_AIM_
Extract all lines in the data that contain the word "styles".

_DATA SEGMENT_
______

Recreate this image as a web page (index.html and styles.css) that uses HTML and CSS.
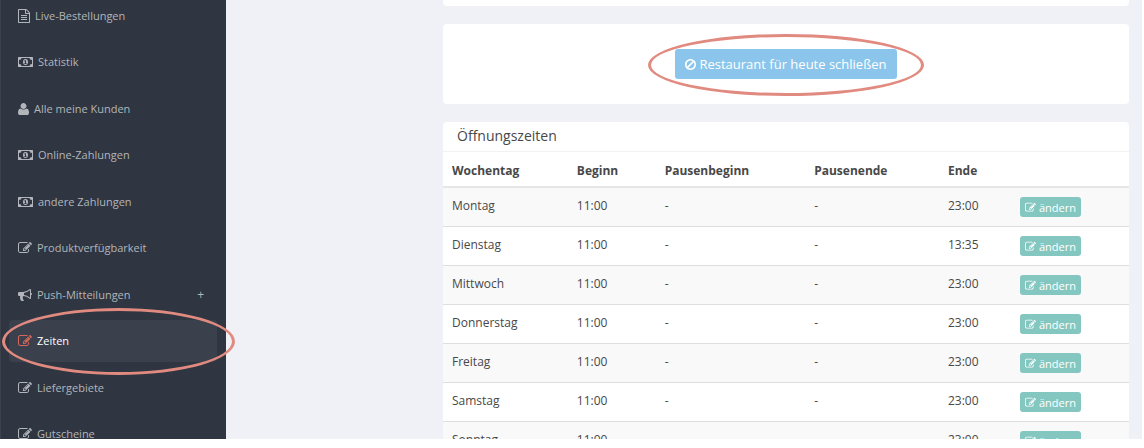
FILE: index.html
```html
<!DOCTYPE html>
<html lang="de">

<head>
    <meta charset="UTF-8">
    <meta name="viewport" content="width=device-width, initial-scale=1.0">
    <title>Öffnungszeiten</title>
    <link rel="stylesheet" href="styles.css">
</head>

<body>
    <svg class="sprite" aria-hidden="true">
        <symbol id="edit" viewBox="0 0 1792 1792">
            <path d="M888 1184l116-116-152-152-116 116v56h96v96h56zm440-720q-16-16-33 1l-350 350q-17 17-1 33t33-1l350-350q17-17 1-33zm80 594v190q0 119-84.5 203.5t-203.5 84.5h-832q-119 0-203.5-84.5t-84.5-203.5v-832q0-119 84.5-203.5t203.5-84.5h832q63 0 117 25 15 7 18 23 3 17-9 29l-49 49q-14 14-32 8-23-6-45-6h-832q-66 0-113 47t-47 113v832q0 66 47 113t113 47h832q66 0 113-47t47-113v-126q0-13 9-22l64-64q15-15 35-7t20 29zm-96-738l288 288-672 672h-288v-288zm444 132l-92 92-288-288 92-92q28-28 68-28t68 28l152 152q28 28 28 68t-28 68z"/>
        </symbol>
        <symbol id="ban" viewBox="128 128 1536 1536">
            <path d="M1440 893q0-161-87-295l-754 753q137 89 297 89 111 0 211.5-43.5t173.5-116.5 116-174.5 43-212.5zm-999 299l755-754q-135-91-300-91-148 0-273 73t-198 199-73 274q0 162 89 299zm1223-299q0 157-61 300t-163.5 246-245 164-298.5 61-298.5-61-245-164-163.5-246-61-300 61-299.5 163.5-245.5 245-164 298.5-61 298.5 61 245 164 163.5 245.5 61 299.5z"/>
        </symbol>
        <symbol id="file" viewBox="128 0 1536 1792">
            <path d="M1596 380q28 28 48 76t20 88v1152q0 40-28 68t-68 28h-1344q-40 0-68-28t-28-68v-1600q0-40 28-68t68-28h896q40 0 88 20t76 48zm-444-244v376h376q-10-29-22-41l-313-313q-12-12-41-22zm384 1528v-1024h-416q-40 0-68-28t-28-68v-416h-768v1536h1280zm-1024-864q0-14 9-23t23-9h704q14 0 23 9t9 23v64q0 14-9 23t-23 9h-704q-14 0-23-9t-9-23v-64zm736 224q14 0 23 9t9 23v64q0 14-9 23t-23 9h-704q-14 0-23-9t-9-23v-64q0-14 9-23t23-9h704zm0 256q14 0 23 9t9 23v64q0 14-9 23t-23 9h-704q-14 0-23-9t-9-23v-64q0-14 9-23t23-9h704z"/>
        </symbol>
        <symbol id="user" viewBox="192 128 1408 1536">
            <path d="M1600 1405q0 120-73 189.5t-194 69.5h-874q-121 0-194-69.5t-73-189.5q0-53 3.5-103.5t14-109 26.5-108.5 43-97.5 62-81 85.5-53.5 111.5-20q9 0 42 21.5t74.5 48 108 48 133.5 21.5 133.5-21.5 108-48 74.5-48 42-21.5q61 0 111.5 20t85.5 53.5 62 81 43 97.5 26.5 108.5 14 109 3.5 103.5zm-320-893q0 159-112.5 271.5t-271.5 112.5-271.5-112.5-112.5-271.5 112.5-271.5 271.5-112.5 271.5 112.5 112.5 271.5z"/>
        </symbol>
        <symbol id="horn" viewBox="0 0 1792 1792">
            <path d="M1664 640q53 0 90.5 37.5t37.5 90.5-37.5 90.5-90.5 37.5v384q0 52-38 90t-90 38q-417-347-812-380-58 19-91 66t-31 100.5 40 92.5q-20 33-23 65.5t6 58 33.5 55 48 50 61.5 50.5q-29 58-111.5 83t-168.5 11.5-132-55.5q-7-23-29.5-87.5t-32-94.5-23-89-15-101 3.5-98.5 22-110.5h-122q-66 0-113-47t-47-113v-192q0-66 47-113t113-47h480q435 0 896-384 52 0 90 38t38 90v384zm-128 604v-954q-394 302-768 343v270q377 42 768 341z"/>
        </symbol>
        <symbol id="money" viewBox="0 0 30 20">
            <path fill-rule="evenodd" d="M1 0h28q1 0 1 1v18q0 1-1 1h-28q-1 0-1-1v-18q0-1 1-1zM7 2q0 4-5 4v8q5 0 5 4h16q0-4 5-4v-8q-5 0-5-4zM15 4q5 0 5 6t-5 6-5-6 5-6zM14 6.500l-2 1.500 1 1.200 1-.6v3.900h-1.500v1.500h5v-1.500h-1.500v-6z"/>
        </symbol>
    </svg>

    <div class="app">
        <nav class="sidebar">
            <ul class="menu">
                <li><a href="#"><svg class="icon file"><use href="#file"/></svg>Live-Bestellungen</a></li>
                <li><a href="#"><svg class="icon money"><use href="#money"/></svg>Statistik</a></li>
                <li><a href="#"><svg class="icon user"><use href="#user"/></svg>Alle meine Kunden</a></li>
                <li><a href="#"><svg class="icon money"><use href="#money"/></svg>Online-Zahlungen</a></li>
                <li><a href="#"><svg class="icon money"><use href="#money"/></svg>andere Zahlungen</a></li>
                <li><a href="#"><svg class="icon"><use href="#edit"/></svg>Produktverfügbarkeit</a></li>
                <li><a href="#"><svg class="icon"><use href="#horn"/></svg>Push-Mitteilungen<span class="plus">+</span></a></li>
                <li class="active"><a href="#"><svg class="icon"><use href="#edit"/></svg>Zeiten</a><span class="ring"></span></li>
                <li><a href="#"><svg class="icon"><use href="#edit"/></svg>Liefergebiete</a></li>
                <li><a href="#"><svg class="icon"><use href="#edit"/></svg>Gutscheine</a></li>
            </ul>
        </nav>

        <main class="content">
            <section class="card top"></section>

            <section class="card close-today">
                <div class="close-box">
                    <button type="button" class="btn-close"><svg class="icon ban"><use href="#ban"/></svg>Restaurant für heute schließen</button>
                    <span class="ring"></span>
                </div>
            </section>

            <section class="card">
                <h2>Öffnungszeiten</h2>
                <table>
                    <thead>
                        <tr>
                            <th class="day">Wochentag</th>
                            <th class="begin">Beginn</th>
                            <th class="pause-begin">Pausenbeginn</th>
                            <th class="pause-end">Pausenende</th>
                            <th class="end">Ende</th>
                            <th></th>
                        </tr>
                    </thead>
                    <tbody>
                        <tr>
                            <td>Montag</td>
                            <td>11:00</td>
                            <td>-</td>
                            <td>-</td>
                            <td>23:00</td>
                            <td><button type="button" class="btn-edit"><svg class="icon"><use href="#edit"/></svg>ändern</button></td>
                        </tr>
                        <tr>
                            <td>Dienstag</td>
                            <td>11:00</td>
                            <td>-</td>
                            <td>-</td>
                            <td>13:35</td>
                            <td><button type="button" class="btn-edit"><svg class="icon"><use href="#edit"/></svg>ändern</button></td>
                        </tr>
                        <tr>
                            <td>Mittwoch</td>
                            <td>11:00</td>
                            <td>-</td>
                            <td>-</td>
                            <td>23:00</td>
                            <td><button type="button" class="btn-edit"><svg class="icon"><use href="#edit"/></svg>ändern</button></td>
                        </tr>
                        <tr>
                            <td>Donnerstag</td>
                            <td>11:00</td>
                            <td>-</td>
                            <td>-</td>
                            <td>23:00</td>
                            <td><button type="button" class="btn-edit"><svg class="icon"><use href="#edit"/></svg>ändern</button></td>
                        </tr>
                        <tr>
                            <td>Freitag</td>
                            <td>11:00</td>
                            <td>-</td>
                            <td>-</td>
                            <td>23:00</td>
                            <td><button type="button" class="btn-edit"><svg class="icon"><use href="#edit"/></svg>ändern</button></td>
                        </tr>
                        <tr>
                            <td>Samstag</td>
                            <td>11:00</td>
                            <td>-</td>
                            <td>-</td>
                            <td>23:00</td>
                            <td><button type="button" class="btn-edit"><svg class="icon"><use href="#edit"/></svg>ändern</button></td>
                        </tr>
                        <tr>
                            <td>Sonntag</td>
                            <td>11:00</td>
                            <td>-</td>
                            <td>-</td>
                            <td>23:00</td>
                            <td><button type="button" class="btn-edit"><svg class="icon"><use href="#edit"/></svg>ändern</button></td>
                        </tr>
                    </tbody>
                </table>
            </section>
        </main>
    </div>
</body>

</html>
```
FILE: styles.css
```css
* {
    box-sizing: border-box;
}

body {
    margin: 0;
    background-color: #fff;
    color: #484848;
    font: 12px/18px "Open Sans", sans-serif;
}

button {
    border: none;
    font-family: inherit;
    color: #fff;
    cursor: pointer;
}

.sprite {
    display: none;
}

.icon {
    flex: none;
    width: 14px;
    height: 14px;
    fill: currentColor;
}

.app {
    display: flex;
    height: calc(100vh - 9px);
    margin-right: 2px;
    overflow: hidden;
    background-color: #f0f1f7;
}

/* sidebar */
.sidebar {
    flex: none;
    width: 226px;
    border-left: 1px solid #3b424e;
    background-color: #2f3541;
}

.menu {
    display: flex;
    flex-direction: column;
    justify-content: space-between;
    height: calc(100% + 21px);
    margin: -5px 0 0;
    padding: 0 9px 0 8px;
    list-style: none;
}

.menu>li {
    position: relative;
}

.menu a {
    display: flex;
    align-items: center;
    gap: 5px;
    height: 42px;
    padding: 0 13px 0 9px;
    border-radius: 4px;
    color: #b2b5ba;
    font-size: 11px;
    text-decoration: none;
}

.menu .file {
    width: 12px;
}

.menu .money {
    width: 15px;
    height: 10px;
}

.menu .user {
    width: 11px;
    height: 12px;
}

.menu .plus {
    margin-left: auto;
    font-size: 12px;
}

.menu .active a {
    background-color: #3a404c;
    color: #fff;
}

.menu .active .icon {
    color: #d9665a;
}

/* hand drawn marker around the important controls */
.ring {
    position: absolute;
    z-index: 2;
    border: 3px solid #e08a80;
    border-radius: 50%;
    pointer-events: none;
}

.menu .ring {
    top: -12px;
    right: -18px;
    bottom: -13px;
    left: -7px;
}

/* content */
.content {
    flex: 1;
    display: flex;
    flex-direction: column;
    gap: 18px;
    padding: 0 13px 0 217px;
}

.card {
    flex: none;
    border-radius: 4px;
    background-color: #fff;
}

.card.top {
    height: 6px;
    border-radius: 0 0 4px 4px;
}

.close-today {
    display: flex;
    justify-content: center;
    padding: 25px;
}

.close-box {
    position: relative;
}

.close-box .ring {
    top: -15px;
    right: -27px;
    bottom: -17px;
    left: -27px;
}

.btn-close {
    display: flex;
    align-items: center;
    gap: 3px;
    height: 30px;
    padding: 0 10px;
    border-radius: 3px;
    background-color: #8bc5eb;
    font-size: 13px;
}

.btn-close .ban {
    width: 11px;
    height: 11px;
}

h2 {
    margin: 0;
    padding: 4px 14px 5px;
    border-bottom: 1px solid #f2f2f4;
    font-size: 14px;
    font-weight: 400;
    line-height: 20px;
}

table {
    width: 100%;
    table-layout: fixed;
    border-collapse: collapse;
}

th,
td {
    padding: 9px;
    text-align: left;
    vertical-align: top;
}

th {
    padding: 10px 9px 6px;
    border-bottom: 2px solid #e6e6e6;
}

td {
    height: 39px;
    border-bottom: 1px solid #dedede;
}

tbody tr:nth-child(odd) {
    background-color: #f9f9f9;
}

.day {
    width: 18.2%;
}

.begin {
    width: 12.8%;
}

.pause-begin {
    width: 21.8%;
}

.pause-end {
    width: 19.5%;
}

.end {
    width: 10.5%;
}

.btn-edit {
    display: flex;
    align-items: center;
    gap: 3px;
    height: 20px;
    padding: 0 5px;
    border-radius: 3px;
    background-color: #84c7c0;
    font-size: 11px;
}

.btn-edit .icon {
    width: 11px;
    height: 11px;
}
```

______

_EXPECTED ANSWER_
Recreate this image as a web page (index.html and styles.css) that uses HTML and CSS.
    <link rel="stylesheet" href="styles.css">
FILE: styles.css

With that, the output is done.